Mic results: slot is consistant within 0.0009" of top and bottom surface along the length of the slot.  Width of holder is within 0.0004" of the ground back face of the dovetail slot. Seems decent, especially given it is 1/3-1/4 the price of an Aloris holder.

The DTI results really just showed me that my cheap Grizzly piston type QCTP is really...well...cheap.

With the shars holder mounted, I ran it along the Z axis, and the slot is dead flat, no slope at all. So far so god.  

Than I ran it in and out on the Y axis.  0.010" in 3" of travel.  Hmmm. That means that my tool height changes as you turn a piece. Not critical, but disturbing.  That 0.010" variation is due to the dovetail being cut slightly crooked on the Grizzly tool post.  All my tool holders gave me that same measurement.

Guess that Aloris moving up the list....


----------



## chips&more (Nov 29, 2014)

Blackhawk said:


> fixit, I think you are right the holder is cut wrong




The tool holder could have a slot cut in it that is not square. But first check to see if the sharp corner of the tool bit is hanging up on a not sharp corner in the tool holder. And anyway, it does not amount to any problem at all, just make sure the tool bit is set-screwed down tight, that is all that matters…Good Luck, Dave.


----------



## qualitymachinetools (Nov 29, 2014)

Hey Blackhawk,

 If the holder is crooked, I can swap it out, that is not a problem at all.

 But the problem you are having is not caused by the holder, there is no way. Especially not with a regular turning insert, or a HSS Ground threading too.

 POSSIBLY on a parting or grooving tool, but thats about it. 

 Can you post a pic of the threads and what it is doing? 

 The Aloris posts are great, yet. But don't spend the money on the Aloris just to fix that, that will not do anything, that post that came with it will work fine.

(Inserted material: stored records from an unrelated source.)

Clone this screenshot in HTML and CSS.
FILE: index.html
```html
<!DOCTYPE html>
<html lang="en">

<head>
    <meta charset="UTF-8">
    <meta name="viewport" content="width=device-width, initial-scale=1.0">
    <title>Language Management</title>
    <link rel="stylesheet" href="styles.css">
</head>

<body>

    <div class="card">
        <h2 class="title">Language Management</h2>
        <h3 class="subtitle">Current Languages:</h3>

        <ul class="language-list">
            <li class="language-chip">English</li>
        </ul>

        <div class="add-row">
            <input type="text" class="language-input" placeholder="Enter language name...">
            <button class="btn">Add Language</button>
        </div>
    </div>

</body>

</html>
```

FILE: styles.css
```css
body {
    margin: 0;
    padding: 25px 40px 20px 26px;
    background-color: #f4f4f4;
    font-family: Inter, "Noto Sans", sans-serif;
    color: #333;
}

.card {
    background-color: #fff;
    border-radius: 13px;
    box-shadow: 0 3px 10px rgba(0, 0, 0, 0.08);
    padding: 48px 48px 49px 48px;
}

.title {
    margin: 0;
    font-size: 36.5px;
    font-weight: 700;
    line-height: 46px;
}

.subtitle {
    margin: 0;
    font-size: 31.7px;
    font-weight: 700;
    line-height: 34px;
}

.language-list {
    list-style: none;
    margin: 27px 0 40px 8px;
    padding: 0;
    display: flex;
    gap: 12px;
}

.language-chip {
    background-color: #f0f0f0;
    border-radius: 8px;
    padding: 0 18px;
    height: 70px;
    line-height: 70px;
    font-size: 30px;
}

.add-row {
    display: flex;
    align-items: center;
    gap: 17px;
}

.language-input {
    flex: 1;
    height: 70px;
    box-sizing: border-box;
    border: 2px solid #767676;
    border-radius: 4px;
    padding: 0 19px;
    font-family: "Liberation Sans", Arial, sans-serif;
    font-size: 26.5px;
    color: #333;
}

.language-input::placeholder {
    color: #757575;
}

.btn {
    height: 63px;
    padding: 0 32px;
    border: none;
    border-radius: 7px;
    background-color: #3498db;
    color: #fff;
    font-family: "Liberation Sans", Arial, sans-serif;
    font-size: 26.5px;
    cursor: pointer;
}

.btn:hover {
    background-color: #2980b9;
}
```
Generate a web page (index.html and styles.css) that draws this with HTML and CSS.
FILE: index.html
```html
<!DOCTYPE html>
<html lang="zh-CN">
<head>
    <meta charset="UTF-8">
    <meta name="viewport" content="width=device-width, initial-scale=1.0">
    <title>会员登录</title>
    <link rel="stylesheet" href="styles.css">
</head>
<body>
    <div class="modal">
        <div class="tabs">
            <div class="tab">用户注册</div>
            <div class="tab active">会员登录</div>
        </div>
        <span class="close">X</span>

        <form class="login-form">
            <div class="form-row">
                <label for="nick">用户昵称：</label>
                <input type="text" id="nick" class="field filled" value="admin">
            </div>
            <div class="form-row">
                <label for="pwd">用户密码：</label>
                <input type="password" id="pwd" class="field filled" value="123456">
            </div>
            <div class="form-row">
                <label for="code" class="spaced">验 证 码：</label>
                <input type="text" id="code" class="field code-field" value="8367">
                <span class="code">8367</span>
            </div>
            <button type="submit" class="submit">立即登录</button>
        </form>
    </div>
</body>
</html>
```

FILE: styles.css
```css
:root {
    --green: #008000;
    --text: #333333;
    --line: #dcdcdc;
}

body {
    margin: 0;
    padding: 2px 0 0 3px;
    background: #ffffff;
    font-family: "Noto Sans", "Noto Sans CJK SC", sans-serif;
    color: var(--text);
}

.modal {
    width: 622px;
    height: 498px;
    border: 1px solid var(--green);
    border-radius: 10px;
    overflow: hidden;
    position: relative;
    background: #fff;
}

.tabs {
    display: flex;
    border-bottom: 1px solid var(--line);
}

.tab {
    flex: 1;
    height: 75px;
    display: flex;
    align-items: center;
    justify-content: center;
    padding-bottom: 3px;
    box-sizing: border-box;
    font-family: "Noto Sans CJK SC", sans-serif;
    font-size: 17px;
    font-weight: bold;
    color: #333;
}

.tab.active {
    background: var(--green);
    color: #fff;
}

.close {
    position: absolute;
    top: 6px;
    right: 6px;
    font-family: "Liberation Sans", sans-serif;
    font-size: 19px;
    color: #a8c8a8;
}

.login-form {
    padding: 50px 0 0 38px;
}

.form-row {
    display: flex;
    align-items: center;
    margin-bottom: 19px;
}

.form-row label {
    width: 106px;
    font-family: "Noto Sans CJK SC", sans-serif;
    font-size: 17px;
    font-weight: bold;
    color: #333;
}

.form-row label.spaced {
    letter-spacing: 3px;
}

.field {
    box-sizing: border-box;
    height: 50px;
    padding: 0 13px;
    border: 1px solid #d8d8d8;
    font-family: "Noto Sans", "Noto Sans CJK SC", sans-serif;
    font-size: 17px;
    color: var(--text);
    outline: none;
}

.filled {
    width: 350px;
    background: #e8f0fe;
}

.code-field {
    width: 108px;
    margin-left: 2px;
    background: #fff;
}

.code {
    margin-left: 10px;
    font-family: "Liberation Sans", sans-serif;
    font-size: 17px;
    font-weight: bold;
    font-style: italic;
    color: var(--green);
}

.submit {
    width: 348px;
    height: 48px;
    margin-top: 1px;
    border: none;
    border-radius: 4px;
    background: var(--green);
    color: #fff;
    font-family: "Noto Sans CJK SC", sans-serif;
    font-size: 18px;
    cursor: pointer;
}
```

 If you can sent a close up picture of the tool, the threads, or even a video of the process that we can watch, we can help you out a bit more to get you going.


----------



## Blackhawk (Dec 1, 2014)

Mat,

ill post a video in a few days, gonna be 72 here in fredericksburg today so ill be out soaking in the sun

lanham


----------



## Blackhawk (Dec 3, 2014)

[video=youtube_share;eFLn_0QVw6Q]http://youtu.be/eFLn_0QVw6Q[/video]


It's cold again so I'm back at it, positive results, thanks so much for everyone that helped.



lanham


----------



## darkzero (Dec 4, 2014)

Good to see you were able to get good threads, congrats.

If the shims are working out for you then that's all that matters. One thing that came to mind watching your video. Tool blanks generally have sharp corners (very little radius). All my indexable tools have a moderate radii on the shanks. I'm wondering if the slots on your holders aren't machined with a perfect 90° and may have a small radius in the corner of the slot? If so that could be the cause of your rocking/gap issue. Probably not the case but just a thought.

Some guys will mount tool blanks slightly pulled outwards for various reasons. You can always turn your tool post to square up the 60° point to the work. I still have the same holders you have, I'll check the slots on them tomorrow to see if I get the same results.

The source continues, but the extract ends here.